>> begin

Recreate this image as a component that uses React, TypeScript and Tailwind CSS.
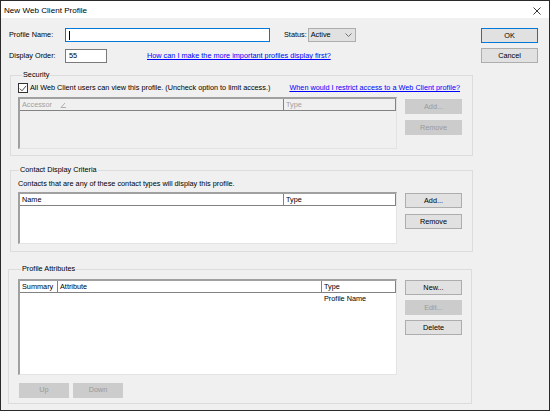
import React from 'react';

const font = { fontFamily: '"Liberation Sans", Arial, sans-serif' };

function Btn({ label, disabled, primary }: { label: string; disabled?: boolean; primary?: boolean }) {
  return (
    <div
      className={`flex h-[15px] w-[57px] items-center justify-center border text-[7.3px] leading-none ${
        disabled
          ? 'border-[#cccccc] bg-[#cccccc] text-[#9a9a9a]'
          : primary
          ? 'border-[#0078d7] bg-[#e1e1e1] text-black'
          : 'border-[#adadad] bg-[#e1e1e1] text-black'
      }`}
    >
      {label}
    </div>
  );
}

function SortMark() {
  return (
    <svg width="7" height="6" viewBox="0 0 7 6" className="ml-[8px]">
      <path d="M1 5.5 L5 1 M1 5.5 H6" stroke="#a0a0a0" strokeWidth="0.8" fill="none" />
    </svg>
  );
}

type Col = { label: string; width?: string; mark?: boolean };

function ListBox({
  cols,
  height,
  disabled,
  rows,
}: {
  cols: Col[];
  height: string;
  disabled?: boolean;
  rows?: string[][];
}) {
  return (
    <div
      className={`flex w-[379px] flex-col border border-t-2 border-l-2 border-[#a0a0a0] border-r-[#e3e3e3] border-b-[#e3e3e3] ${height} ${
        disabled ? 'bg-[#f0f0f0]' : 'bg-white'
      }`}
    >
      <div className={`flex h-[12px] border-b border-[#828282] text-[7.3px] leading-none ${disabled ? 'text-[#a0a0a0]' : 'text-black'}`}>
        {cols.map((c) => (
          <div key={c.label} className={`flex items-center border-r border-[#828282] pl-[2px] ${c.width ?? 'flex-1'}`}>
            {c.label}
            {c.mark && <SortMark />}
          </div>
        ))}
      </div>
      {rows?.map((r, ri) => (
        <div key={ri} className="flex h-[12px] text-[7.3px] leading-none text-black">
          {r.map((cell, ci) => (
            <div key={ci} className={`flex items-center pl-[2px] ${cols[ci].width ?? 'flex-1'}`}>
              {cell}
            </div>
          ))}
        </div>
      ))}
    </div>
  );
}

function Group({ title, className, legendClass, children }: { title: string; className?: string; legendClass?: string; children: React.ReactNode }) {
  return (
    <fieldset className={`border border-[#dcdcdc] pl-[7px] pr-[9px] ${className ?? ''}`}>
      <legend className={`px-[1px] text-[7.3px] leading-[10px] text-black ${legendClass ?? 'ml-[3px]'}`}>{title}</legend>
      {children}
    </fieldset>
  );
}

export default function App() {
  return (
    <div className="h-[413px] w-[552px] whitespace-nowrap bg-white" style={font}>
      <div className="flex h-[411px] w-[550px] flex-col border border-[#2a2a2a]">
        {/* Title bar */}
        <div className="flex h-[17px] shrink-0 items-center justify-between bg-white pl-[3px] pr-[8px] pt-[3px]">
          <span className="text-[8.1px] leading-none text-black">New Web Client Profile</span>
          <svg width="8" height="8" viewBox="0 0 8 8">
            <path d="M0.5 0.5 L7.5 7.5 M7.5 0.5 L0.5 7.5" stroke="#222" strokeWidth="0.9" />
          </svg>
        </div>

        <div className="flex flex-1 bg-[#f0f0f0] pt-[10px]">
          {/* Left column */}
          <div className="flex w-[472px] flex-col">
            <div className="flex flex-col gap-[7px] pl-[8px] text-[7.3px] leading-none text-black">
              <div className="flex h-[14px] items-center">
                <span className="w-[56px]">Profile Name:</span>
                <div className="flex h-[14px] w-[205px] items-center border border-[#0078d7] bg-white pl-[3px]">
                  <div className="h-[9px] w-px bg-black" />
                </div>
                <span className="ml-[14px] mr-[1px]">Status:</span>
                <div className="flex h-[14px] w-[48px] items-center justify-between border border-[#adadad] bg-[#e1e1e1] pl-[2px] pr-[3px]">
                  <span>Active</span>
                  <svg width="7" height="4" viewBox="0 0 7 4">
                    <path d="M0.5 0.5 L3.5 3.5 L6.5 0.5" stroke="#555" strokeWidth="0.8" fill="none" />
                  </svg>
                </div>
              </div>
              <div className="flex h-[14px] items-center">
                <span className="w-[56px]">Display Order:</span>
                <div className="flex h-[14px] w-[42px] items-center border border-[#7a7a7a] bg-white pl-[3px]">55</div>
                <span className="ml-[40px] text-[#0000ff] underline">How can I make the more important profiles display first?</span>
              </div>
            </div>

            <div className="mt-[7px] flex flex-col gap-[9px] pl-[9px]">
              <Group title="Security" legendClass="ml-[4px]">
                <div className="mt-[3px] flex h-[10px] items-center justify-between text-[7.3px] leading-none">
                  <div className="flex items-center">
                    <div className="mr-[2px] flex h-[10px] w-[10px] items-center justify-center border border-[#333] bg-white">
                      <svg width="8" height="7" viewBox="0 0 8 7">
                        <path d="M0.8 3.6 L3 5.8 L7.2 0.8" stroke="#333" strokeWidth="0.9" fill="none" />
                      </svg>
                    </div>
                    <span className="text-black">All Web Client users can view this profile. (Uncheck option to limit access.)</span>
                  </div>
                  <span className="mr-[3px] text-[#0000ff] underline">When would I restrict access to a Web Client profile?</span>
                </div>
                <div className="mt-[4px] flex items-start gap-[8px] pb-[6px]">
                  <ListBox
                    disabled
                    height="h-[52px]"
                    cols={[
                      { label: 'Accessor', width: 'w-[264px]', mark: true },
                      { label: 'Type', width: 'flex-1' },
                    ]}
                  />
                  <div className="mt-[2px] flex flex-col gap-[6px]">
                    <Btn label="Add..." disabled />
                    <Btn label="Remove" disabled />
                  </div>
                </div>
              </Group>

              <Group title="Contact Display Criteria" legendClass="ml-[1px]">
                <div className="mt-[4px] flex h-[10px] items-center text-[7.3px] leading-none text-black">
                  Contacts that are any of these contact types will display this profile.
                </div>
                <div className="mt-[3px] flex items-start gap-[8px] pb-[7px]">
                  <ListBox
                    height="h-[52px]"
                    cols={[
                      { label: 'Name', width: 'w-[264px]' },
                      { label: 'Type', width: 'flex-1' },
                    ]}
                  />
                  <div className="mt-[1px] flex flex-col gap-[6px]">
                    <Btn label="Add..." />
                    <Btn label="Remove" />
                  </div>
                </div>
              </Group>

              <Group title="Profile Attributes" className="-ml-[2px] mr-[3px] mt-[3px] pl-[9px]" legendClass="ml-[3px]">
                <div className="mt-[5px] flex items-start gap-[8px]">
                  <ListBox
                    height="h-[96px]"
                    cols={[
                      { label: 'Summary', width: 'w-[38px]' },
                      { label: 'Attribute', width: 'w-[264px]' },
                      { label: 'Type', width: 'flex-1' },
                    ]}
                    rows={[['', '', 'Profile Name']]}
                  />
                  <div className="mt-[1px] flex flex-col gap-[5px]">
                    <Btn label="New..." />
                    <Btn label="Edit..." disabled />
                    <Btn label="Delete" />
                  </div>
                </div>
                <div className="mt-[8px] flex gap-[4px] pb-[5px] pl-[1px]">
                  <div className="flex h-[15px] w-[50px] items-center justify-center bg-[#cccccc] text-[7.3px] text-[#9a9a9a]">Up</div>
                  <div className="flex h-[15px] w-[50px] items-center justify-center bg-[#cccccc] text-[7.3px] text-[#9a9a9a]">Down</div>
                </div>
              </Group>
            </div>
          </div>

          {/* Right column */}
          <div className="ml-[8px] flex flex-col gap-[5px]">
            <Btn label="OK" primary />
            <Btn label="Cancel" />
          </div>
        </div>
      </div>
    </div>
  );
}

>> end
>> begin

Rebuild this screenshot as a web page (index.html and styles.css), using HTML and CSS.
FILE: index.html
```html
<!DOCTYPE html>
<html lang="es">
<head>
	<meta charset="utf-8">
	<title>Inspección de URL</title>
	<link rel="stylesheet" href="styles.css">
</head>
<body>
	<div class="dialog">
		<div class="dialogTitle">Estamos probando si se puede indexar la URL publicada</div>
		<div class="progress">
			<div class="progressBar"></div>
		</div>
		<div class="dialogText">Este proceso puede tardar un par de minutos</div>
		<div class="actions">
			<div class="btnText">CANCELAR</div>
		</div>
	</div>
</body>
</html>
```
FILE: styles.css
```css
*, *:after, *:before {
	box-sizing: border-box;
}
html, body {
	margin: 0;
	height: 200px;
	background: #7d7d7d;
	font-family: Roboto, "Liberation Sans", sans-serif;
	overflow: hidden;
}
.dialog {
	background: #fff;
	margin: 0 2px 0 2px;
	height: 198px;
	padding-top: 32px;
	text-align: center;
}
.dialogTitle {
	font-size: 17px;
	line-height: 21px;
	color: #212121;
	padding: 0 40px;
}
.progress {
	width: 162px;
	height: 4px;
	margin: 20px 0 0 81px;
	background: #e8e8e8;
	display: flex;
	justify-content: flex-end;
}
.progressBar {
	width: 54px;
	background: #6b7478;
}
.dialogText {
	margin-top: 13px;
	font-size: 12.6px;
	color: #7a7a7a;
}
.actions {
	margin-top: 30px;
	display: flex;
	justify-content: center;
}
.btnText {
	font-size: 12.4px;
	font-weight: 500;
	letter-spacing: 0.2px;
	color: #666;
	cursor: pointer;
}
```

>> end

Take the material above and output only the lines from the one that contains "Recreate this image" through the one that contains "string; width?: string;", ends included and images left out.

Recreate this image as a component that uses React, TypeScript and Tailwind CSS.
import React from 'react';

const font = { fontFamily: '"Liberation Sans", Arial, sans-serif' };

function Btn({ label, disabled, primary }: { label: string; disabled?: boolean; primary?: boolean }) {
  return (
    <div
      className={`flex h-[15px] w-[57px] items-center justify-center border text-[7.3px] leading-none ${
        disabled
          ? 'border-[#cccccc] bg-[#cccccc] text-[#9a9a9a]'
          : primary
          ? 'border-[#0078d7] bg-[#e1e1e1] text-black'
          : 'border-[#adadad] bg-[#e1e1e1] text-black'
      }`}
    >
      {label}
    </div>
  );
}

function SortMark() {
  return (
    <svg width="7" height="6" viewBox="0 0 7 6" className="ml-[8px]">
      <path d="M1 5.5 L5 1 M1 5.5 H6" stroke="#a0a0a0" strokeWidth="0.8" fill="none" />
    </svg>
  );
}

type Col = { label: string; width?: string; mark?: boolean };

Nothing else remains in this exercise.